Objective:
Drop every picture, then transcribe the remaining data exactly.

Supplied material:
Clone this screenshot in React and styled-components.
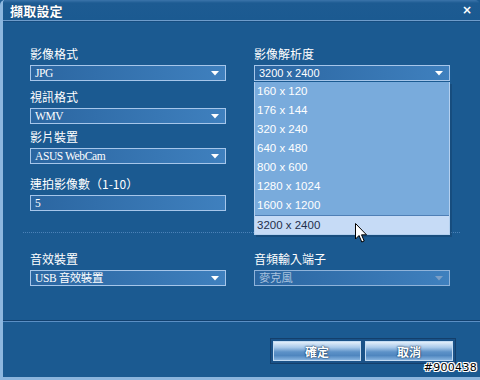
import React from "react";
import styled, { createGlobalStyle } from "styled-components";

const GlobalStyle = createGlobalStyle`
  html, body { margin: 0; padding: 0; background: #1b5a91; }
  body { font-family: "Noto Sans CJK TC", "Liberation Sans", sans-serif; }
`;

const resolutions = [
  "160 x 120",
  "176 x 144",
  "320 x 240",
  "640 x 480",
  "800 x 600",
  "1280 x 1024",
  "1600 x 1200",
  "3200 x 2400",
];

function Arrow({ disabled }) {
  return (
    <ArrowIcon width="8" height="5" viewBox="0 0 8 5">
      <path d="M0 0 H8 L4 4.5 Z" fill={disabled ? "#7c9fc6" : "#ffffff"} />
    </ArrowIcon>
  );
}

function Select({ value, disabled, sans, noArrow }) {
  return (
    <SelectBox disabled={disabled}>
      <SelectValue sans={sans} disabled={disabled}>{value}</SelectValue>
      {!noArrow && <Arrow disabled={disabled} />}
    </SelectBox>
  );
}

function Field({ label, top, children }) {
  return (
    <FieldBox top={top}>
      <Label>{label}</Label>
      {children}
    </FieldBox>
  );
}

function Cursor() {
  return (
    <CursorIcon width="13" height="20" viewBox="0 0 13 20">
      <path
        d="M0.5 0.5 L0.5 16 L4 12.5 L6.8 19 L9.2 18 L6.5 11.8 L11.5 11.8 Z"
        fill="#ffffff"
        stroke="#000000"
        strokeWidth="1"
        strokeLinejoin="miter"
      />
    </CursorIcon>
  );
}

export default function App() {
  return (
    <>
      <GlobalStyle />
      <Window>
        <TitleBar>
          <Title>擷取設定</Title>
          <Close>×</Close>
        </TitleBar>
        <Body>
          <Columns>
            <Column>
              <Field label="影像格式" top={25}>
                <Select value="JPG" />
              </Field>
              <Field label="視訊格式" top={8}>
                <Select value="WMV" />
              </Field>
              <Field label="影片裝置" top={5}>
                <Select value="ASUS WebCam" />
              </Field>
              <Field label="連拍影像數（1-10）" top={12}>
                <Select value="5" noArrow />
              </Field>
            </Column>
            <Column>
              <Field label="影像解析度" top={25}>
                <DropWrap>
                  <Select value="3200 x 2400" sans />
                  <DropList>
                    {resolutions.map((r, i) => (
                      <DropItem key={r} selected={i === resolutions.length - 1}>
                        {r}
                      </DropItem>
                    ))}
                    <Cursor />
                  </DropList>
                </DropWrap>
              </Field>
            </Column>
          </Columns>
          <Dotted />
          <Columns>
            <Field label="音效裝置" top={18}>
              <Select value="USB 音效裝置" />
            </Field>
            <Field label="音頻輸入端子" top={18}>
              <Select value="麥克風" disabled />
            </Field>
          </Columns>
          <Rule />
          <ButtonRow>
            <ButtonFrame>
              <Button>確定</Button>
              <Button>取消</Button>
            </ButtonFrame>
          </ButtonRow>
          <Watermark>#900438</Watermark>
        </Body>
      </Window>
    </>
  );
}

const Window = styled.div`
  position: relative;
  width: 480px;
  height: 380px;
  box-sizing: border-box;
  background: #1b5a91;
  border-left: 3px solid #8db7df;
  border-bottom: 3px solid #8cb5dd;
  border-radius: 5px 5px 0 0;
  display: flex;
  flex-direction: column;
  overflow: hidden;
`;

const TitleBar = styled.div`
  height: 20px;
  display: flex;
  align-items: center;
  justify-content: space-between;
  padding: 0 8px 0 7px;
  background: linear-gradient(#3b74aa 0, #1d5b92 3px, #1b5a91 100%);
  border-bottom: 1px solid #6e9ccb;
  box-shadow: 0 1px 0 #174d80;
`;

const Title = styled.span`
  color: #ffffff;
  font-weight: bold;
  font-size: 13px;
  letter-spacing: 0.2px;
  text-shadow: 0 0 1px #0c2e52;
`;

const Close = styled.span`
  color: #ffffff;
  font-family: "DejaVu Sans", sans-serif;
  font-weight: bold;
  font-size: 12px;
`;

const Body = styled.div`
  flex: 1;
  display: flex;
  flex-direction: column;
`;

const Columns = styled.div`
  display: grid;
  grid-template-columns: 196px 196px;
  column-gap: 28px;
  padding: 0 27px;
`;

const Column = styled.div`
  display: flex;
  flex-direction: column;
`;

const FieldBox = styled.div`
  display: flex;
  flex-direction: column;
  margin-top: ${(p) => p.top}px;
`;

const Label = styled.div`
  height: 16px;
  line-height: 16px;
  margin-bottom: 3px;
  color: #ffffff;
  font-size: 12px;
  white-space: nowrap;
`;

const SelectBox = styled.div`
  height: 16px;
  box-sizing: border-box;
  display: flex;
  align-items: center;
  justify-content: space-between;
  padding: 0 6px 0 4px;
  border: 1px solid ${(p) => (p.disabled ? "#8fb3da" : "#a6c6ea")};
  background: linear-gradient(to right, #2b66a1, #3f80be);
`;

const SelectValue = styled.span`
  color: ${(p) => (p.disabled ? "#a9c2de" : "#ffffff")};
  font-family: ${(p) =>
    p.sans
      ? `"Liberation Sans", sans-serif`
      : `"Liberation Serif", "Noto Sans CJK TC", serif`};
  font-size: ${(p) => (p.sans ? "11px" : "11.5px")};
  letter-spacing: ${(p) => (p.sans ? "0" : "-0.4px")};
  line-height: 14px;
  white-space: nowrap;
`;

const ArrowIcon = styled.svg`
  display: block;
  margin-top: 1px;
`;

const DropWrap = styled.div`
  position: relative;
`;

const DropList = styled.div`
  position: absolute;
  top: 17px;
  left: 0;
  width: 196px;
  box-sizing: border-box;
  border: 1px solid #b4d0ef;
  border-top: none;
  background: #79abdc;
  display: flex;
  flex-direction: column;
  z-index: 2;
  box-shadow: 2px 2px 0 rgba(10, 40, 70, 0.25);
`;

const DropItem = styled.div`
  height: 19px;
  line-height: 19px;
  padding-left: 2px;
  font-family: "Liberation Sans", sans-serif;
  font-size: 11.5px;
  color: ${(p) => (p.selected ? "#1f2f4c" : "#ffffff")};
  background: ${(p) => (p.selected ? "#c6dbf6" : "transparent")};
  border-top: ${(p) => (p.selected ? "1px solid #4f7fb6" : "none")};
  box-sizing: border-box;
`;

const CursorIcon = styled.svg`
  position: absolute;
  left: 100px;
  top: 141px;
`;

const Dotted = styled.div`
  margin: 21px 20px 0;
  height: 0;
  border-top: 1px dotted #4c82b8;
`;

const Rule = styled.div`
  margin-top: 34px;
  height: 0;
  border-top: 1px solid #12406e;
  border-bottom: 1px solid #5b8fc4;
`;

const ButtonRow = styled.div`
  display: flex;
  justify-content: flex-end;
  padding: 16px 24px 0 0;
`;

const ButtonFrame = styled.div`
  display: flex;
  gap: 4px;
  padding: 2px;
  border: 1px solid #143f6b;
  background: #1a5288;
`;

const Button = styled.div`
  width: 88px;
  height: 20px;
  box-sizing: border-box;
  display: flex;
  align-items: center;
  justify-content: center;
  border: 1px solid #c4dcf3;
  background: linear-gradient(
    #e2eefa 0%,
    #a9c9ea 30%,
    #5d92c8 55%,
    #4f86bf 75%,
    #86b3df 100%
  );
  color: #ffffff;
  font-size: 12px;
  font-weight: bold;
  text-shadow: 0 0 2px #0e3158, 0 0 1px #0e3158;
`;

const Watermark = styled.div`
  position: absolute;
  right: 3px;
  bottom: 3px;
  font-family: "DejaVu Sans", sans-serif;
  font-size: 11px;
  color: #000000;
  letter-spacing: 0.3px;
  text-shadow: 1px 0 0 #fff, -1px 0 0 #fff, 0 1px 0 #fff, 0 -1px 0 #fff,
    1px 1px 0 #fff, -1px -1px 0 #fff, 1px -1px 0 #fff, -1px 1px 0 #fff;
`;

Solution to this problem:
Clone this screenshot in React and styled-components.
import React from "react";
import styled, { createGlobalStyle } from "styled-components";

const GlobalStyle = createGlobalStyle`
  html, body { margin: 0; padding: 0; background: #1b5a91; }
  body { font-family: "Noto Sans CJK TC", "Liberation Sans", sans-serif; }
`;

const resolutions = [
  "160 x 120",
  "176 x 144",
  "320 x 240",
  "640 x 480",
  "800 x 600",
  "1280 x 1024",
  "1600 x 1200",
  "3200 x 2400",
];

function Arrow({ disabled }) {
  return (
    <ArrowIcon width="8" height="5" viewBox="0 0 8 5">
      <path d="M0 0 H8 L4 4.5 Z" fill={disabled ? "#7c9fc6" : "#ffffff"} />
    </ArrowIcon>
  );
}

function Select({ value, disabled, sans, noArrow }) {
  return (
    <SelectBox disabled={disabled}>
      <SelectValue sans={sans} disabled={disabled}>{value}</SelectValue>
      {!noArrow && <Arrow disabled={disabled} />}
    </SelectBox>
  );
}

function Field({ label, top, children }) {
  return (
    <FieldBox top={top}>
      <Label>{label}</Label>
      {children}
    </FieldBox>
  );
}

function Cursor() {
  return (
    <CursorIcon width="13" height="20" viewBox="0 0 13 20">
      <path
        d="M0.5 0.5 L0.5 16 L4 12.5 L6.8 19 L9.2 18 L6.5 11.8 L11.5 11.8 Z"
        fill="#ffffff"
        stroke="#000000"
        strokeWidth="1"
        strokeLinejoin="miter"
      />
    </CursorIcon>
  );
}

export default function App() {
  return (
    <>
      <GlobalStyle />
      <Window>
        <TitleBar>
          <Title>擷取設定</Title>
          <Close>×</Close>
        </TitleBar>
        <Body>
          <Columns>
            <Column>
              <Field label="影像格式" top={25}>
                <Select value="JPG" />
              </Field>
              <Field label="視訊格式" top={8}>
                <Select value="WMV" />
              </Field>
              <Field label="影片裝置" top={5}>
                <Select value="ASUS WebCam" />
              </Field>
              <Field label="連拍影像數（1-10）" top={12}>
                <Select value="5" noArrow />
              </Field>
            </Column>
            <Column>
              <Field label="影像解析度" top={25}>
                <DropWrap>
                  <Select value="3200 x 2400" sans />
                  <DropList>
                    {resolutions.map((r, i) => (
                      <DropItem key={r} selected={i === resolutions.length - 1}>
                        {r}
                      </DropItem>
                    ))}
                    <Cursor />
                  </DropList>
                </DropWrap>
              </Field>
            </Column>
          </Columns>
          <Dotted />
          <Columns>
            <Field label="音效裝置" top={18}>
              <Select value="USB 音效裝置" />
            </Field>
            <Field label="音頻輸入端子" top={18}>
              <Select value="麥克風" disabled />
            </Field>
          </Columns>
          <Rule />
          <ButtonRow>
            <ButtonFrame>
              <Button>確定</Button>
              <Button>取消</Button>
            </ButtonFrame>
          </ButtonRow>
          <Watermark>#900438</Watermark>
        </Body>
      </Window>
    </>
  );
}

const Window = styled.div`
  position: relative;
  width: 480px;
  height: 380px;
  box-sizing: border-box;
  background: #1b5a91;
  border-left: 3px solid #8db7df;
  border-bottom: 3px solid #8cb5dd;
  border-radius: 5px 5px 0 0;
  display: flex;
  flex-direction: column;
  overflow: hidden;
`;

const TitleBar = styled.div`
  height: 20px;
  display: flex;
  align-items: center;
  justify-content: space-between;
  padding: 0 8px 0 7px;
  background: linear-gradient(#3b74aa 0, #1d5b92 3px, #1b5a91 100%);
  border-bottom: 1px solid #6e9ccb;
  box-shadow: 0 1px 0 #174d80;
`;

const Title = styled.span`
  color: #ffffff;
  font-weight: bold;
  font-size: 13px;
  letter-spacing: 0.2px;
  text-shadow: 0 0 1px #0c2e52;
`;

const Close = styled.span`
  color: #ffffff;
  font-family: "DejaVu Sans", sans-serif;
  font-weight: bold;
  font-size: 12px;
`;

const Body = styled.div`
  flex: 1;
  display: flex;
  flex-direction: column;
`;

const Columns = styled.div`
  display: grid;
  grid-template-columns: 196px 196px;
  column-gap: 28px;
  padding: 0 27px;
`;

const Column = styled.div`
  display: flex;
  flex-direction: column;
`;

const FieldBox = styled.div`
  display: flex;
  flex-direction: column;
  margin-top: ${(p) => p.top}px;
`;

const Label = styled.div`
  height: 16px;
  line-height: 16px;
  margin-bottom: 3px;
  color: #ffffff;
  font-size: 12px;
  white-space: nowrap;
`;

const SelectBox = styled.div`
  height: 16px;
  box-sizing: border-box;
  display: flex;
  align-items: center;
  justify-content: space-between;
  padding: 0 6px 0 4px;
  border: 1px solid ${(p) => (p.disabled ? "#8fb3da" : "#a6c6ea")};
  background: linear-gradient(to right, #2b66a1, #3f80be);
`;

const SelectValue = styled.span`
  color: ${(p) => (p.disabled ? "#a9c2de" : "#ffffff")};
  font-family: ${(p) =>
    p.sans
      ? `"Liberation Sans", sans-serif`
      : `"Liberation Serif", "Noto Sans CJK TC", serif`};
  font-size: ${(p) => (p.sans ? "11px" : "11.5px")};
  letter-spacing: ${(p) => (p.sans ? "0" : "-0.4px")};
  line-height: 14px;
  white-space: nowrap;
`;

const ArrowIcon = styled.svg`
  display: block;
  margin-top: 1px;
`;

const DropWrap = styled.div`
  position: relative;
`;

const DropList = styled.div`
  position: absolute;
  top: 17px;
  left: 0;
  width: 196px;
  box-sizing: border-box;
  border: 1px solid #b4d0ef;
  border-top: none;
  background: #79abdc;
  display: flex;
  flex-direction: column;
  z-index: 2;
  box-shadow: 2px 2px 0 rgba(10, 40, 70, 0.25);
`;

const DropItem = styled.div`
  height: 19px;
  line-height: 19px;
  padding-left: 2px;
  font-family: "Liberation Sans", sans-serif;
  font-size: 11.5px;
  color: ${(p) => (p.selected ? "#1f2f4c" : "#ffffff")};
  background: ${(p) => (p.selected ? "#c6dbf6" : "transparent")};
  border-top: ${(p) => (p.selected ? "1px solid #4f7fb6" : "none")};
  box-sizing: border-box;
`;

const CursorIcon = styled.svg`
  position: absolute;
  left: 100px;
  top: 141px;
`;

const Dotted = styled.div`
  margin: 21px 20px 0;
  height: 0;
  border-top: 1px dotted #4c82b8;
`;

const Rule = styled.div`
  margin-top: 34px;
  height: 0;
  border-top: 1px solid #12406e;
  border-bottom: 1px solid #5b8fc4;
`;

const ButtonRow = styled.div`
  display: flex;
  justify-content: flex-end;
  padding: 16px 24px 0 0;
`;

const ButtonFrame = styled.div`
  display: flex;
  gap: 4px;
  padding: 2px;
  border: 1px solid #143f6b;
  background: #1a5288;
`;

const Button = styled.div`
  width: 88px;
  height: 20px;
  box-sizing: border-box;
  display: flex;
  align-items: center;
  justify-content: center;
  border: 1px solid #c4dcf3;
  background: linear-gradient(
    #e2eefa 0%,
    #a9c9ea 30%,
    #5d92c8 55%,
    #4f86bf 75%,
    #86b3df 100%
  );
  color: #ffffff;
  font-size: 12px;
  font-weight: bold;
  text-shadow: 0 0 2px #0e3158, 0 0 1px #0e3158;
`;

const Watermark = styled.div`
  position: absolute;
  right: 3px;
  bottom: 3px;
  font-family: "DejaVu Sans", sans-serif;
  font-size: 11px;
  color: #000000;
  letter-spacing: 0.3px;
  text-shadow: 1px 0 0 #fff, -1px 0 0 #fff, 0 1px 0 #fff, 0 -1px 0 #fff,
    1px 1px 0 #fff, -1px -1px 0 #fff, 1px -1px 0 #fff, -1px 1px 0 #fff;
`;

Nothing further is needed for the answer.